Awareness of the harms inflicted on a minor by a priest’s sexual abuse has increased markedly over the past 10 years. Among the most common of these harms is substance abuse. Extreme anxiety and severe depression, sometimes leading to suicidal thoughts or to suicide itself, are also frequent. So are obsessive thoughts and behaviors (obsessive/compulsive disorder) especially having to do with sex and religion. The victim’s suppressed anger and resentment may manifest itself in these and other ways such as self-blame, low self-esteem and shame. The damage can and often does last a lifetime, although some victims may alleviate it by reporting the abuse, talking about it to those close to them, taking prescribed medications, and seeing a psychotherapist.
Relationships can also be affected by having been sexually abused as a minor. Victims can become distrustful of others, antisocial, and experience unusual levels of strain in their marriages that may lead to divorce. Post-abuse youngsters may develop eating disorders or become delinquent, promiscuous and confused about their sexual identities.
As a result of priest abuse, victims may grow distrustful of Catholicism itself or give up on their Church altogether. The sacrament of confession may become problematic for them, especially when the abusing priest used the confessional as part of the process of grooming them. Victims can be robbed of the consolations of their faith at the very times when they most need spiritual comfort.

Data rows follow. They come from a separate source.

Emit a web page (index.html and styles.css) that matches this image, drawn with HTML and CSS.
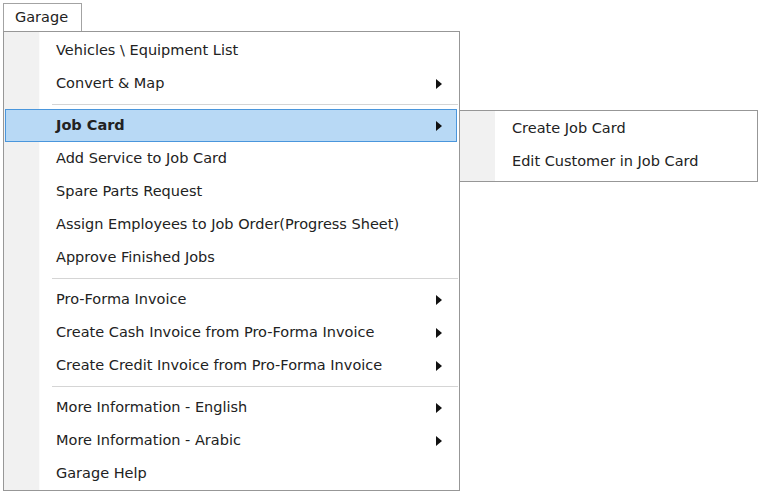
FILE: index.html
```html
<!DOCTYPE html>
<html>
<head>
<meta charset="utf-8">
<link rel="stylesheet" href="styles.css">
</head>
<body>
<div class="screen">
  <div class="tab">Garage</div>
  <div class="menu">
    <div class="item">Vehicles \ Equipment List</div>
    <div class="item sub">Convert &amp; Map<span class="arrow"></span></div>
    <div class="sep"></div>
    <div class="item sub active">Job Card<span class="arrow"></span></div>
    <div class="item">Add Service to Job Card</div>
    <div class="item">Spare Parts Request</div>
    <div class="item">Assign Employees to Job Order(Progress Sheet)</div>
    <div class="item">Approve Finished Jobs</div>
    <div class="sep"></div>
    <div class="item sub">Pro-Forma Invoice<span class="arrow"></span></div>
    <div class="item sub">Create Cash Invoice from Pro-Forma Invoice<span class="arrow"></span></div>
    <div class="item sub">Create Credit Invoice from Pro-Forma Invoice<span class="arrow"></span></div>
    <div class="sep"></div>
    <div class="item sub">More Information - English<span class="arrow"></span></div>
    <div class="item sub">More Information - Arabic<span class="arrow"></span></div>
    <div class="item">Garage Help</div>
  </div>
  <div class="submenu">
    <div class="item">Create Job Card</div>
    <div class="item">Edit Customer in Job Card</div>
  </div>
</div>
</body>
</html>
```
FILE: styles.css
```css
html, body {
  margin: 0;
  padding: 0;
  background: #ffffff;
}
body {
  font-family: "DejaVu Sans", sans-serif;
  font-size: 14.5px;
  color: #222222;
}
.screen {
  position: relative;
  width: 758px;
  height: 493px;
  padding: 3px 0 0 3px;
  box-sizing: border-box;
}
.tab {
  width: 79px;
  height: 28px;
  box-sizing: border-box;
  border: 1px solid #a3a3a3;
  border-bottom: none;
  padding-left: 11px;
  line-height: 27px;
  background: #ffffff;
  position: relative;
  z-index: 2;
}
.menu {
  width: 457px;
  box-sizing: border-box;
  border: 1px solid #979797;
  padding: 2px 0 0 0;
  background: linear-gradient(to right, #f1f1f1 0, #f1f1f1 35px, #fbfbfb 35px, #fbfbfb 36px, #ffffff 36px);
}
.menu .item {
  height: 33px;
  box-sizing: border-box;
  border: 1px solid transparent;
  margin: 0 2px 0 1px;
  padding: 0 14px 2px 50px;
  display: flex;
  align-items: center;
  justify-content: space-between;
  white-space: nowrap;
}
.menu .item.active {
  background: #b8d9f5;
  border-color: #4a96dc;
  font-weight: bold;
}
.arrow {
  width: 0;
  height: 0;
  margin-top: 2px;
  border-top: 5px solid transparent;
  border-bottom: 5px solid transparent;
  border-left: 6px solid #111111;
}
.sep {
  height: 9px;
  box-sizing: border-box;
  padding-top: 4px;
}
.sep::before {
  content: "";
  display: block;
  height: 1px;
  margin-left: 48px;
  margin-right: 1px;
  background: #d5d5d5;
  border-bottom: 1px solid #ffffff;
}
.submenu {
  position: absolute;
  left: 459px;
  top: 110px;
  width: 299px;
  box-sizing: border-box;
  border: 1px solid #979797;
  padding: 2px 0 2px 0;
  background: linear-gradient(to right, #f1f1f1 0, #f1f1f1 35px, #ffffff 35px);
}
.submenu .item {
  height: 33px;
  box-sizing: border-box;
  padding: 0 0 3px 52px;
  display: flex;
  align-items: center;
  white-space: nowrap;
}
```
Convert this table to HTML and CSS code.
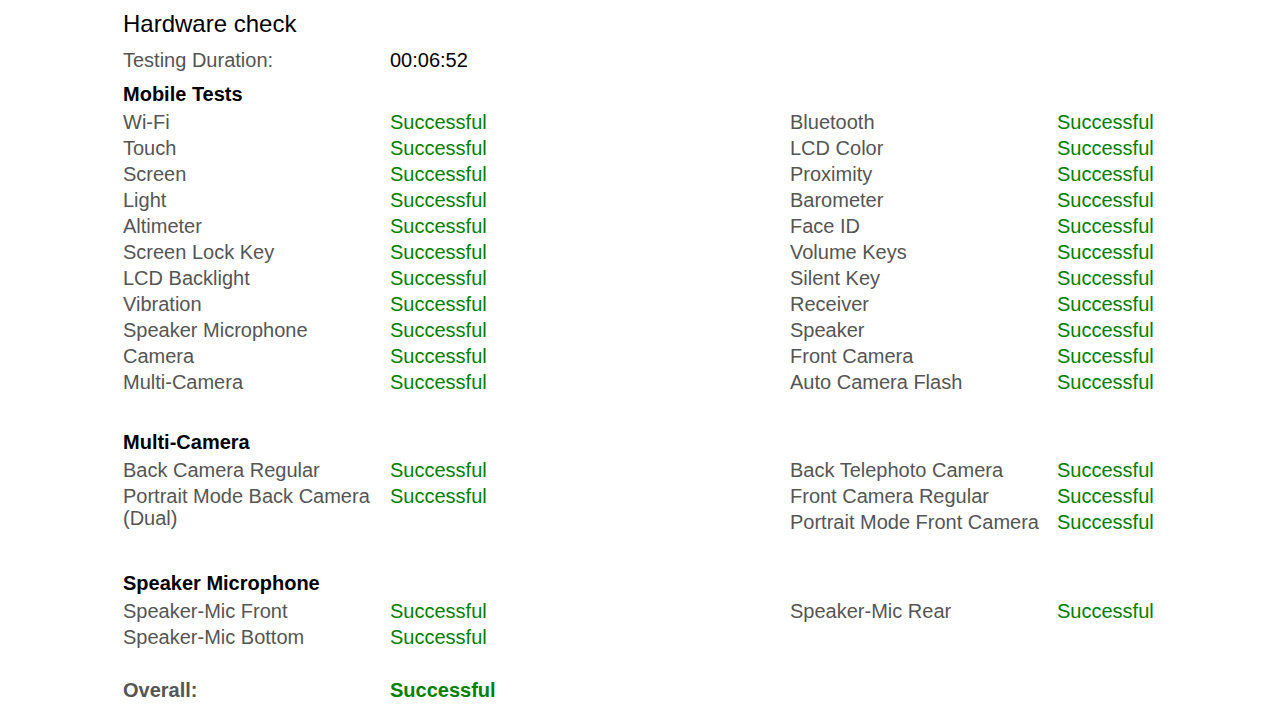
FILE: index.html
```html
<!DOCTYPE html>
<html>
<head>
<meta charset="utf-8">
<link rel="stylesheet" href="styles.css">
</head>
<body>
<div class="page">
  <h1 class="title">Hardware check</h1>
  <div class="duration">
    <span class="label">Testing Duration:</span>
    <span class="time">00:06:52</span>
  </div>

  <section class="section">
    <h2 class="heading">Mobile Tests</h2>
    <div class="pairs">
      <div class="list">
        <span class="label">Wi-Fi</span><span class="ok">Successful</span>
        <span class="label">Touch</span><span class="ok">Successful</span>
        <span class="label">Screen</span><span class="ok">Successful</span>
        <span class="label">Light</span><span class="ok">Successful</span>
        <span class="label">Altimeter</span><span class="ok">Successful</span>
        <span class="label">Screen Lock Key</span><span class="ok">Successful</span>
        <span class="label">LCD Backlight</span><span class="ok">Successful</span>
        <span class="label">Vibration</span><span class="ok">Successful</span>
        <span class="label">Speaker Microphone</span><span class="ok">Successful</span>
        <span class="label">Camera</span><span class="ok">Successful</span>
        <span class="label">Multi-Camera</span><span class="ok">Successful</span>
      </div>
      <div class="list">
        <span class="label">Bluetooth</span><span class="ok">Successful</span>
        <span class="label">LCD Color</span><span class="ok">Successful</span>
        <span class="label">Proximity</span><span class="ok">Successful</span>
        <span class="label">Barometer</span><span class="ok">Successful</span>
        <span class="label">Face ID</span><span class="ok">Successful</span>
        <span class="label">Volume Keys</span><span class="ok">Successful</span>
        <span class="label">Silent Key</span><span class="ok">Successful</span>
        <span class="label">Receiver</span><span class="ok">Successful</span>
        <span class="label">Speaker</span><span class="ok">Successful</span>
        <span class="label">Front Camera</span><span class="ok">Successful</span>
        <span class="label">Auto Camera Flash</span><span class="ok">Successful</span>
      </div>
    </div>
  </section>

  <section class="section">
    <h2 class="heading">Multi-Camera</h2>
    <div class="pairs">
      <div class="list">
        <span class="label">Back Camera Regular</span><span class="ok">Successful</span>
        <span class="label">Portrait Mode Back Camera (Dual)</span><span class="ok">Successful</span>
      </div>
      <div class="list">
        <span class="label">Back Telephoto Camera</span><span class="ok">Successful</span>
        <span class="label">Front Camera Regular</span><span class="ok">Successful</span>
        <span class="label">Portrait Mode Front Camera</span><span class="ok">Successful</span>
      </div>
    </div>
  </section>

  <section class="section section-last">
    <h2 class="heading">Speaker Microphone</h2>
    <div class="pairs">
      <div class="list">
        <span class="label">Speaker-Mic Front</span><span class="ok">Successful</span>
        <span class="label">Speaker-Mic Bottom</span><span class="ok">Successful</span>
      </div>
      <div class="list">
        <span class="label">Speaker-Mic Rear</span><span class="ok">Successful</span>
      </div>
    </div>
  </section>

  <div class="overall">
    <span class="label">Overall:</span>
    <span class="ok">Successful</span>
  </div>
</div>
</body>
</html>
```

FILE: styles.css
```css
html, body {
  margin: 0;
  padding: 0;
  background: #ffffff;
}

body {
  font-family: "Liberation Sans", Arial, sans-serif;
  font-size: 20px;
  line-height: 26px;
  color: #000000;
}

.page {
  padding: 9px 0 0 123px;
}

.title {
  margin: 0;
  font-size: 24px;
  line-height: 30px;
  font-weight: normal;
  color: #000000;
}

.duration,
.overall,
.list {
  display: grid;
  grid-template-columns: 267px auto;
  align-items: start;
}

.duration {
  width: 667px;
  margin-top: 8px;
}

.list > span,
.duration > span,
.overall > span {
  line-height: 22px;
  padding: 2px 0;
}

.label {
  color: #555555;
  padding-right: 10px;
}

.time {
  color: #000000;
}

.ok {
  color: #008000;
}

.section {
  margin-top: 8px;
}

.section + .section {
  margin-top: 34px;
}

.section + .section + .section {
  margin-top: 35px;
}

.heading {
  margin: 0 0 2px 0;
  font-size: 20px;
  line-height: 26px;
  font-weight: bold;
  color: #000000;
}

.pairs {
  display: grid;
  grid-template-columns: 667px auto;
  align-items: start;
}

.overall {
  width: 667px;
  margin-top: 27px;
  font-weight: bold;
}
```
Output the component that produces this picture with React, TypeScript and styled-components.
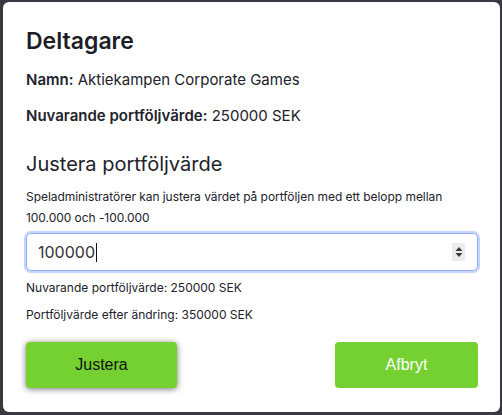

Imagine that you are a Church authority (pastor, bishop or cardinal, for example) positioned to manage the crisis of sexual abuse by fellow priests. Would you mimic what we have seen in my previous post to be the self-justifications of those offenders by looking for blame outside the Church, supposedly a servant of society’s most vulnerable? Would you blame an excessively permissive culture, anti-Catholic media, or overzealous state attorneys general? Or, over focused on the abuse of male minors, would you recommend weeding out homosexuals entering seminaries and eventually the priesthood? Or would you keep singing true but evasive songs like these: most Catholic priests are non-abusers and for the most part faithful to their vow of celibacy, other professions and religious denominations have a like number of abusers, or many priests have been falsely accused? Or would you argue that increased transparency about the problem of sexual abuse by priests will only spread more scandal or risk more financial harm to the institutional Church? Or finally, and most hurtfully, would you accuse Catholics who call for less defensiveness and more transparency of being disloyal to, or taking no pride in, their own religion?
Rather, unlike so many abusing priests, why not look more toward the institutional culture of the Church for at least some of the sources of ongoing priestly abuse: minimizing the existence of the problem, for example, ignoring past patterns of covering it up, and denying any moral responsibility for it.